• _Problem_:
Pick out each line below containing "React".

>> begin

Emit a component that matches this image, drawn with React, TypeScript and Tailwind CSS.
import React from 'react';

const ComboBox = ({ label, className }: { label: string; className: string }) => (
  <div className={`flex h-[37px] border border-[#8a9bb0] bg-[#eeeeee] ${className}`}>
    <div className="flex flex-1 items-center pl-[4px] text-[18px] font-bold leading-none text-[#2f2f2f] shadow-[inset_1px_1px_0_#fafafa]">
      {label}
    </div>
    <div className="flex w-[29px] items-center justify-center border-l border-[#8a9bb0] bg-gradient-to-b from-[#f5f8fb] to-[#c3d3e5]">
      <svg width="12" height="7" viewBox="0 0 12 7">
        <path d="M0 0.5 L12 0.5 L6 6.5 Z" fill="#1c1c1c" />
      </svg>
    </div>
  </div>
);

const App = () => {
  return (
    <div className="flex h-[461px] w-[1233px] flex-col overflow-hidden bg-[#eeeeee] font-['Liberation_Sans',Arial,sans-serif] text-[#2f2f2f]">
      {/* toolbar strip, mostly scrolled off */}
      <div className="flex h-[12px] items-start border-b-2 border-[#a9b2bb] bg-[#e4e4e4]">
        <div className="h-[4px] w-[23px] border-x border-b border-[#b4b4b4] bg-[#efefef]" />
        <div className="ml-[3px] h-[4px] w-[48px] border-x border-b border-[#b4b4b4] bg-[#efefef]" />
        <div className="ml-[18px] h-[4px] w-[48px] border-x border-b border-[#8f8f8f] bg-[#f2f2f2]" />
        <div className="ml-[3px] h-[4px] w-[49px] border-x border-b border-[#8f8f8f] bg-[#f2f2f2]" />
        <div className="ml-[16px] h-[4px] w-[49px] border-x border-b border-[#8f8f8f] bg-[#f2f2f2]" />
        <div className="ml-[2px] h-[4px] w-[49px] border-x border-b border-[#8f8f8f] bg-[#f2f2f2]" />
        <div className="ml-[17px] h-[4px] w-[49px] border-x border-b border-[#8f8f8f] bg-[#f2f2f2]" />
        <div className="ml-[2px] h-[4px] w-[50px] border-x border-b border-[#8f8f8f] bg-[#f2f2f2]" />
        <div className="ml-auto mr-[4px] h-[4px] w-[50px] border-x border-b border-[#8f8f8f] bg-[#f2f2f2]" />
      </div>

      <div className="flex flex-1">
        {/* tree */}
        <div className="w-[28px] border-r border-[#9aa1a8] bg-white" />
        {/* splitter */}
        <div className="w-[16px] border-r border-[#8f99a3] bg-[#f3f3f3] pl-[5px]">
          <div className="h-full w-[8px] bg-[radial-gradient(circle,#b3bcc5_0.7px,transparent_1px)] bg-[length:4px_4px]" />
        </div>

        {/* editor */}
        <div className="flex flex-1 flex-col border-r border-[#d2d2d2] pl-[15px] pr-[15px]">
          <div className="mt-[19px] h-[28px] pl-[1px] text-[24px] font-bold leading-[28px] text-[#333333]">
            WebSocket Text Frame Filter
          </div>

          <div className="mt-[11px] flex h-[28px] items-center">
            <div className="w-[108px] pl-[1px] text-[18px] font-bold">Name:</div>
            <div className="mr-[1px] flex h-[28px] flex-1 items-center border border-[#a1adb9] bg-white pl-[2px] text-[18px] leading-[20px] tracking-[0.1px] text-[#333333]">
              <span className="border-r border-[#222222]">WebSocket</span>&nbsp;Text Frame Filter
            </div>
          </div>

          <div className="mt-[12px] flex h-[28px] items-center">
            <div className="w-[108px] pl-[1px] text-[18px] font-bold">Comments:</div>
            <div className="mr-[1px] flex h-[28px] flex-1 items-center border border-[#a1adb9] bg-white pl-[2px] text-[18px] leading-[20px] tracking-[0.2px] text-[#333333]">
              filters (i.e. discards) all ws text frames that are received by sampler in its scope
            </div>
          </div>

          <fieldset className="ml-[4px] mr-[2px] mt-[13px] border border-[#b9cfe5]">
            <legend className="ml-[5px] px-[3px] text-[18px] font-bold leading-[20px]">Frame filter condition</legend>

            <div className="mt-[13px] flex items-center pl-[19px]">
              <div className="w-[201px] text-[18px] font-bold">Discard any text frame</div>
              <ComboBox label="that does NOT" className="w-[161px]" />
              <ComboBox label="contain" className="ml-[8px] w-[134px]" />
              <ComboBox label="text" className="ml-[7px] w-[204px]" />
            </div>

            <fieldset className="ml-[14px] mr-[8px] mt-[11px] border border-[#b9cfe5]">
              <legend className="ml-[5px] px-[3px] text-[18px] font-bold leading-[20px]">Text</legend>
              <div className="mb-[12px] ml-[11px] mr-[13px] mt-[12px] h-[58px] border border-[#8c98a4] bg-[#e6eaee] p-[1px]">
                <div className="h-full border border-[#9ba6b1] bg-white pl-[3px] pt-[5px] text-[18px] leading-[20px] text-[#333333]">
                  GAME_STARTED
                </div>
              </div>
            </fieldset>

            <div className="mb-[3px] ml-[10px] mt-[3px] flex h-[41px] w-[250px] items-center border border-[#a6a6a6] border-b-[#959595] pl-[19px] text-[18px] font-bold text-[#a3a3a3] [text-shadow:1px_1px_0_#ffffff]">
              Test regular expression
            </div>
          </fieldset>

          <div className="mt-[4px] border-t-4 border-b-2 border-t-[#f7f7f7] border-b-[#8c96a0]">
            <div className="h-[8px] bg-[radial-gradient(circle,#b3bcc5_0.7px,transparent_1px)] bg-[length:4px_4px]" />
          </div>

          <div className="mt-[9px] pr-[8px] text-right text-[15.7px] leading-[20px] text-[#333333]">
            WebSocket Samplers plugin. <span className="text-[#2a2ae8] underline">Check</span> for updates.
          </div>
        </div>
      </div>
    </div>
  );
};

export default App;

>> end

• _Problem solution_:
Emit a component that matches this image, drawn with React, TypeScript and Tailwind CSS.
import React from 'react';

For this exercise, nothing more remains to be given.